|DEFAZIO BILL TO REDUCE U.S. TRADE DEFICIT PASSES HOUSE|
Bill part of House package to help export U.S. goods, not jobs
July 28, 2010
WASHINGTON, DC – The U.S. House of Representatives today approved legislation authored by Rep. Peter DeFazio (D-Springfield) to close our trade deficit and help our nation export goods, not jobs. DeFazio’s legislation, H.R. 1875, the Emergency Trade Deficit Commission, passed unanimously.
DeFazio is part of a coalition of members that has developed the “Make it in America” manufacturing initiative to rebuild America’s manufacturing base and bring and keep good value jobs here in the U.S. H.R. 1875 is intended to help establish a coherent trade strategy to achieve balanced trade. In addition to DeFazio’s bill, the “Make it in America” initiative also provides incentives for manufacturing investment in the U.S. to create a level playing field for U.S. manufacturers, improve U.S. infrastructure, and strengthen the labor pool through improved education and training programs.
“We need a trade overhaul to help our nation export goods, not jobs,” DeFazio said. “The world is not forever going to lend us money to buy things that we used to make here. And as we impoverish more and more of the middle class by exporting their jobs, we're going to have even less capability of buying those goods. Something has to change.”

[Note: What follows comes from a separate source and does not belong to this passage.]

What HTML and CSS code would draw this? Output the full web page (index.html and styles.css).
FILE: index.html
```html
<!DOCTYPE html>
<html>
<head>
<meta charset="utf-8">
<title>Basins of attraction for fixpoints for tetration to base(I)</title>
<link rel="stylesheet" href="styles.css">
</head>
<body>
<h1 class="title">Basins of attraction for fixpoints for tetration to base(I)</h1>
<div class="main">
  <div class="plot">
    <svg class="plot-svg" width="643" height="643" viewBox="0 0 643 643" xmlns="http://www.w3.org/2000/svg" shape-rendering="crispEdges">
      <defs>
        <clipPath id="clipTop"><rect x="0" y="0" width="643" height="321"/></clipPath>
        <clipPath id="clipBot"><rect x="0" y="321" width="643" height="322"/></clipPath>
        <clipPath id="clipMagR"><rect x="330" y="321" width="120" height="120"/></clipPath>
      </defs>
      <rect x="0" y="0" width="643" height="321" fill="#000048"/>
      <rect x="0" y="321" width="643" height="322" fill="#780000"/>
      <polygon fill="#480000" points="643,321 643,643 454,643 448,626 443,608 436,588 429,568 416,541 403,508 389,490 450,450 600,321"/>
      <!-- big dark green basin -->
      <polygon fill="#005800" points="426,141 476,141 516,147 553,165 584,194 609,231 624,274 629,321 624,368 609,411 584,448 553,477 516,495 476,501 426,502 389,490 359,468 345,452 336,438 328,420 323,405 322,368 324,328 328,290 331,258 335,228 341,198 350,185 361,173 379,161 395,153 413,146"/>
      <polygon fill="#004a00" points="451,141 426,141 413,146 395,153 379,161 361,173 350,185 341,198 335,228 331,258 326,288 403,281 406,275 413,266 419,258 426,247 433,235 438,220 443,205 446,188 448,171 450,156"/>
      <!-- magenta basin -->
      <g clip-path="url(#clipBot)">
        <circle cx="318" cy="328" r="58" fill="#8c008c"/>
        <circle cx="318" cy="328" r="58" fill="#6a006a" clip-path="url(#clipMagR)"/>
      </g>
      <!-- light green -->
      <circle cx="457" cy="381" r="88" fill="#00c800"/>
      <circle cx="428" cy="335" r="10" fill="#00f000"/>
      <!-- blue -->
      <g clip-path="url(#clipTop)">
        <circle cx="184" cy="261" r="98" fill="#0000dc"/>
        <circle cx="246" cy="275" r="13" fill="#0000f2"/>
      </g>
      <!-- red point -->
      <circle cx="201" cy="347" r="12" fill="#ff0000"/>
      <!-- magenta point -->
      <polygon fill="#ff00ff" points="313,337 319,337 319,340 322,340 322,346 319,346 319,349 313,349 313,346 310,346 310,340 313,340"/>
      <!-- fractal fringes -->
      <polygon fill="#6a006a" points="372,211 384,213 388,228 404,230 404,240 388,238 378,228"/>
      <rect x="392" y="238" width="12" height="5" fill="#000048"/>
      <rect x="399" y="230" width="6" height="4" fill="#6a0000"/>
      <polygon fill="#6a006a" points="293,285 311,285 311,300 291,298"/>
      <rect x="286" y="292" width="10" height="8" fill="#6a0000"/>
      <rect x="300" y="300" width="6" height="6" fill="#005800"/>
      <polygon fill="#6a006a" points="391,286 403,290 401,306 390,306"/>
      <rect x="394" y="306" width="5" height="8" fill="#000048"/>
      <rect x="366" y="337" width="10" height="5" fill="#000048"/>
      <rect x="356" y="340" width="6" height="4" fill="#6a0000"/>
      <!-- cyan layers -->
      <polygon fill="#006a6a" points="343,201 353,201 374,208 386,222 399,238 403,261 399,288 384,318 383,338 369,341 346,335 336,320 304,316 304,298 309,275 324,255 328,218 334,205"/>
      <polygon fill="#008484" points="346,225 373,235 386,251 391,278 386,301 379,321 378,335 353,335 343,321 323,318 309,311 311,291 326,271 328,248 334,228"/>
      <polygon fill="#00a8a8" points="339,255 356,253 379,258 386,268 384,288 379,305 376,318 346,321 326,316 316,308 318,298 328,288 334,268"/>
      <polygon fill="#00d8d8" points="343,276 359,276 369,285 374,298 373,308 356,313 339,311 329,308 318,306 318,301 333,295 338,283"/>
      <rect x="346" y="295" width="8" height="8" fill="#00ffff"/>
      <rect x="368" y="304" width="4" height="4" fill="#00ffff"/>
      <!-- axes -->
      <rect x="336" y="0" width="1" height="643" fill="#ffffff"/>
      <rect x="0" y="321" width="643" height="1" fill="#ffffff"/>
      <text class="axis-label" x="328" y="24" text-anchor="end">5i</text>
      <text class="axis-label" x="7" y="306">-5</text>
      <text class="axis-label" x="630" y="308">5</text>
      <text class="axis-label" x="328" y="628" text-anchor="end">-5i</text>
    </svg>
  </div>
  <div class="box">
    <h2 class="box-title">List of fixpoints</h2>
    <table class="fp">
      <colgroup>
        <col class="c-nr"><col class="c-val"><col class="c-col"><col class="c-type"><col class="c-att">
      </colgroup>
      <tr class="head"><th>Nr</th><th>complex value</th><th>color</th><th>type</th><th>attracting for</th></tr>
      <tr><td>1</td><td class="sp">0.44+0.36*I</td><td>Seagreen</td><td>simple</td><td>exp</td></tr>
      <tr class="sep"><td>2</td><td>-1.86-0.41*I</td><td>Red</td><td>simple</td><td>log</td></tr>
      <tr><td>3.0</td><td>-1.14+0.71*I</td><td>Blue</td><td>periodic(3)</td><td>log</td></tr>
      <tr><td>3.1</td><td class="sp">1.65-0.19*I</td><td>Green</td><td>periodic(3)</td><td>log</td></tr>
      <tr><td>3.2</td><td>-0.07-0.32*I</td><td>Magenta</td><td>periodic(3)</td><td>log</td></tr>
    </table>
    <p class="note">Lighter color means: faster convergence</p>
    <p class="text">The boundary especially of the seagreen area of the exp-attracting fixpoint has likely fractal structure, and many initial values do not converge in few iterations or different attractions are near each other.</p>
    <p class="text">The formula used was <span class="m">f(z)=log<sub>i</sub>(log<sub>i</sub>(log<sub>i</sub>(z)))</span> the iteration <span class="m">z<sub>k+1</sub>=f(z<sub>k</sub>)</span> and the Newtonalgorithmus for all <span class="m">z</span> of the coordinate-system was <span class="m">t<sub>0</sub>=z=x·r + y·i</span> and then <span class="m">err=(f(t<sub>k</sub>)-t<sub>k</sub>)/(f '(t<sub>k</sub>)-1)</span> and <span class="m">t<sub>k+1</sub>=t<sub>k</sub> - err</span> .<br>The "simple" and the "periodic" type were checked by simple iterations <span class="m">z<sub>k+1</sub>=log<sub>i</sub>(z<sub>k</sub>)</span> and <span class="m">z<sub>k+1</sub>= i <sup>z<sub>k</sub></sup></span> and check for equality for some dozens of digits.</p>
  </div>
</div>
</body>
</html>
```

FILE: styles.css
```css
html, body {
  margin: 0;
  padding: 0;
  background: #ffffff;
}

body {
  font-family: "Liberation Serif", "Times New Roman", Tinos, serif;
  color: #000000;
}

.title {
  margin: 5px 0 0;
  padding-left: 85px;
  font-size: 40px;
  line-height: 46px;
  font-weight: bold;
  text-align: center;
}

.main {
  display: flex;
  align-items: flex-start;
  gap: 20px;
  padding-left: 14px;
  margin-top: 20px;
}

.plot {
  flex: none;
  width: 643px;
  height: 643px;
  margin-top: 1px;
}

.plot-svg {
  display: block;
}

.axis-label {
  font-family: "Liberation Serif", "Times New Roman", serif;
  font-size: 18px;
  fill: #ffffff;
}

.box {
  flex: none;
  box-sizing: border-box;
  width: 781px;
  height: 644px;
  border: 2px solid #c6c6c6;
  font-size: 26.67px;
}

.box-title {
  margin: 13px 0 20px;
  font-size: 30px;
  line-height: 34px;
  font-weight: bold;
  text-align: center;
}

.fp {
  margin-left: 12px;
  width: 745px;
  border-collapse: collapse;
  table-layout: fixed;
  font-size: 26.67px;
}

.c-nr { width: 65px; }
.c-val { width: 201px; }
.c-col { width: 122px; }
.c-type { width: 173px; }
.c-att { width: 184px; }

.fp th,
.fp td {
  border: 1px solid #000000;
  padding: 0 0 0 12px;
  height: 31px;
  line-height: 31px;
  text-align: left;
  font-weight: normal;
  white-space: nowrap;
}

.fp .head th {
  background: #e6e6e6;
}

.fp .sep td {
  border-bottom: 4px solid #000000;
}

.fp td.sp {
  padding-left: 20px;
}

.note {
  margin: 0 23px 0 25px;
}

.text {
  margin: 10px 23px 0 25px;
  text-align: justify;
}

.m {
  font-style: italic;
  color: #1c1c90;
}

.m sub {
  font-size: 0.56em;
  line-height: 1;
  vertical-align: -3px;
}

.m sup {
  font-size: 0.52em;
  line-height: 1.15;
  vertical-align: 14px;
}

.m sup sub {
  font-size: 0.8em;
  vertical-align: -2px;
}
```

In 1998, the United States trade deficit was $166 billion, which led Congress to authorize the Trade Deficit Review Commission. This Commission was the watered down version of the End the Trade Deficit Act introduced in 1997 by Rep DeFazio and Senator Dorgan. Unfortunately, the Commission was deadlocked along ideological lines and no recommendations were ever enacted.
Fast forward to today and the trade deficit has ballooned to $677 billion in 2008, $700 billion in 2007, both down from the largest negative trade balance in history, $753 billion in 2006. But this is not a new trend. The United States has had 33 years of consecutive annual trade deficits, totaling $6.7 trillion. In the last ten years, the annual trade balance has increased by a magnitude of seven. Deficits of this magnitude mean the loss of millions of good paying jobs, the loss of critical manufacturing infrastructure, and that foreign countries, like China, who finance our debt, have undue influence over policies.
The recession has not changed the underlying trend. While the trade deficit dropped to $375 billion (for goods and services) in 2009, the real story is the imbalance between China and the U.S. In 2009, we ran a manufacturing trade deficit with China of $226 billion, a full 44% of our trade gap.
“The U.S. gets played for a sucker in these trade deals,” DeFazio continued. “Our trade policies all have the same fundamental flaw; they open up U.S. markets to imports, but always fail to open up foreign markets to U.S. exports. The commission will review U.S. trade policies that have allowed huge multinational corporations to export our industrial manufacturing base as they chase the cheapest labor and lax environmental and safety standards around the world.”
The Chinese have been particularly effective in protecting their markets while the U.S. has given away millions of manufacturing jobs. For instance, the Chinese passed a law prohibiting the sale of any renewable technology unless it was manufactured in China by a Chinese company. We can talk about green jobs and how they will put American’s back to work, but we’re importing Chinese windmills and they are excluding any kind of green technologies made here in the U.S. from being sold in their country. The U.S. has lost 3,718,000 manufacturing jobs since 1998, including more than 45,000 here in Oregon.